__Instructions to follow__: Without including any images, repeat the data exactly.

--

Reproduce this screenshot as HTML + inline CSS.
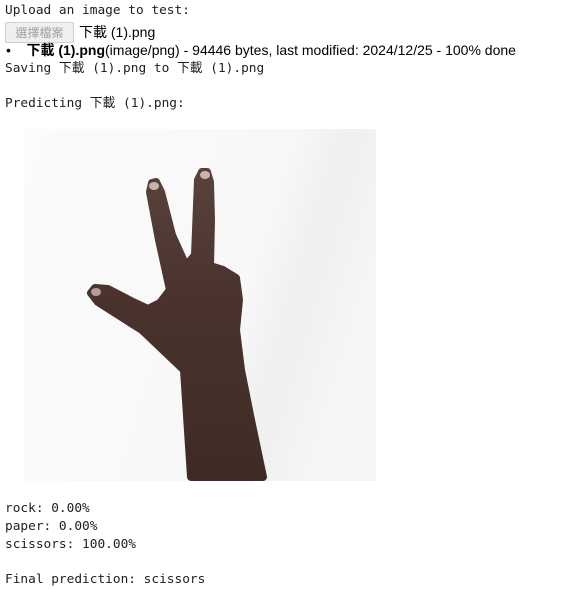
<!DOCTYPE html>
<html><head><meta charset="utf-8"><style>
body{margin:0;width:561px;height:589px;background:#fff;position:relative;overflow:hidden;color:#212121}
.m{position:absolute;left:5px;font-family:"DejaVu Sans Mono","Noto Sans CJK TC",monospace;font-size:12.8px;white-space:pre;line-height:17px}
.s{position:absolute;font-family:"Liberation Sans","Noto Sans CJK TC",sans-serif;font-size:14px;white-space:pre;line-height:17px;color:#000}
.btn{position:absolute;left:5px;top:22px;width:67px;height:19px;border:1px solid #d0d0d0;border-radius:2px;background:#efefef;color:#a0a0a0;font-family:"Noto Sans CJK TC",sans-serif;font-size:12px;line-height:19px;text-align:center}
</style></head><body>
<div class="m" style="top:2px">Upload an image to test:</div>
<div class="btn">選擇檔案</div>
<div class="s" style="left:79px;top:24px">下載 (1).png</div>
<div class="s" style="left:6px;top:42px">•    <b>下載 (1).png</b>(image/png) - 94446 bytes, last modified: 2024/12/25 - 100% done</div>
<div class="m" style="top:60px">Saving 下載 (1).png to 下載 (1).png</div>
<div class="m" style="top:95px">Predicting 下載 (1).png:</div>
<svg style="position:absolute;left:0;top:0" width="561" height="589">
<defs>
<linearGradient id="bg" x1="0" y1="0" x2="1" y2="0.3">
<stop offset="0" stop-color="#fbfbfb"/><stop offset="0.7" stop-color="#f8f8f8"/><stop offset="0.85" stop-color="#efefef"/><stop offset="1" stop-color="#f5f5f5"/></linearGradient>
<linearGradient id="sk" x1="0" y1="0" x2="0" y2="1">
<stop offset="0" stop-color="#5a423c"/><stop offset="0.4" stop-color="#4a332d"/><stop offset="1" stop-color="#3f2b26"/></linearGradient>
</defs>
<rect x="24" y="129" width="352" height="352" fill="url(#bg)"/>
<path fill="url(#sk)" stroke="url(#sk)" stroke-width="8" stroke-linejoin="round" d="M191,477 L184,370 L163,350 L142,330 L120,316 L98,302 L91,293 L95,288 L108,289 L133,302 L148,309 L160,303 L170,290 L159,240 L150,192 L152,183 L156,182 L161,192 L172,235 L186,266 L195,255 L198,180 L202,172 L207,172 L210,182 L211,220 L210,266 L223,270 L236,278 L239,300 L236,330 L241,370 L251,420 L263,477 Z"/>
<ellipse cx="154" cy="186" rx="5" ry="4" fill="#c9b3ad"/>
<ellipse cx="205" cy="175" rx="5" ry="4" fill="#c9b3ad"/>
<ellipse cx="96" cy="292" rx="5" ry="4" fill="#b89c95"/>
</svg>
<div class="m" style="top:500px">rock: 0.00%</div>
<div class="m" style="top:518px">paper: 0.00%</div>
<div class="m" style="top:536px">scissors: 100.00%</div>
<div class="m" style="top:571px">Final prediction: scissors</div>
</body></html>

--

__Complete response__:
Reproduce this screenshot as HTML + inline CSS.
<!DOCTYPE html>
<html><head><meta charset="utf-8"><style>
body{margin:0;width:561px;height:589px;background:#fff;position:relative;overflow:hidden;color:#212121}
.m{position:absolute;left:5px;font-family:"DejaVu Sans Mono","Noto Sans CJK TC",monospace;font-size:12.8px;white-space:pre;line-height:17px}
.s{position:absolute;font-family:"Liberation Sans","Noto Sans CJK TC",sans-serif;font-size:14px;white-space:pre;line-height:17px;color:#000}
.btn{position:absolute;left:5px;top:22px;width:67px;height:19px;border:1px solid #d0d0d0;border-radius:2px;background:#efefef;color:#a0a0a0;font-family:"Noto Sans CJK TC",sans-serif;font-size:12px;line-height:19px;text-align:center}
</style></head><body>
<div class="m" style="top:2px">Upload an image to test:</div>
<div class="btn">選擇檔案</div>
<div class="s" style="left:79px;top:24px">下載 (1).png</div>
<div class="s" style="left:6px;top:42px">•    <b>下載 (1).png</b>(image/png) - 94446 bytes, last modified: 2024/12/25 - 100% done</div>
<div class="m" style="top:60px">Saving 下載 (1).png to 下載 (1).png</div>
<div class="m" style="top:95px">Predicting 下載 (1).png:</div>
<svg style="position:absolute;left:0;top:0" width="561" height="589">
<defs>
<linearGradient id="bg" x1="0" y1="0" x2="1" y2="0.3">
<stop offset="0" stop-color="#fbfbfb"/><stop offset="0.7" stop-color="#f8f8f8"/><stop offset="0.85" stop-color="#efefef"/><stop offset="1" stop-color="#f5f5f5"/></linearGradient>
<linearGradient id="sk" x1="0" y1="0" x2="0" y2="1">
<stop offset="0" stop-color="#5a423c"/><stop offset="0.4" stop-color="#4a332d"/><stop offset="1" stop-color="#3f2b26"/></linearGradient>
</defs>
<rect x="24" y="129" width="352" height="352" fill="url(#bg)"/>
<path fill="url(#sk)" stroke="url(#sk)" stroke-width="8" stroke-linejoin="round" d="M191,477 L184,370 L163,350 L142,330 L120,316 L98,302 L91,293 L95,288 L108,289 L133,302 L148,309 L160,303 L170,290 L159,240 L150,192 L152,183 L156,182 L161,192 L172,235 L186,266 L195,255 L198,180 L202,172 L207,172 L210,182 L211,220 L210,266 L223,270 L236,278 L239,300 L236,330 L241,370 L251,420 L263,477 Z"/>
<ellipse cx="154" cy="186" rx="5" ry="4" fill="#c9b3ad"/>
<ellipse cx="205" cy="175" rx="5" ry="4" fill="#c9b3ad"/>
<ellipse cx="96" cy="292" rx="5" ry="4" fill="#b89c95"/>
</svg>
<div class="m" style="top:500px">rock: 0.00%</div>
<div class="m" style="top:518px">paper: 0.00%</div>
<div class="m" style="top:536px">scissors: 100.00%</div>
<div class="m" style="top:571px">Final prediction: scissors</div>
</body></html>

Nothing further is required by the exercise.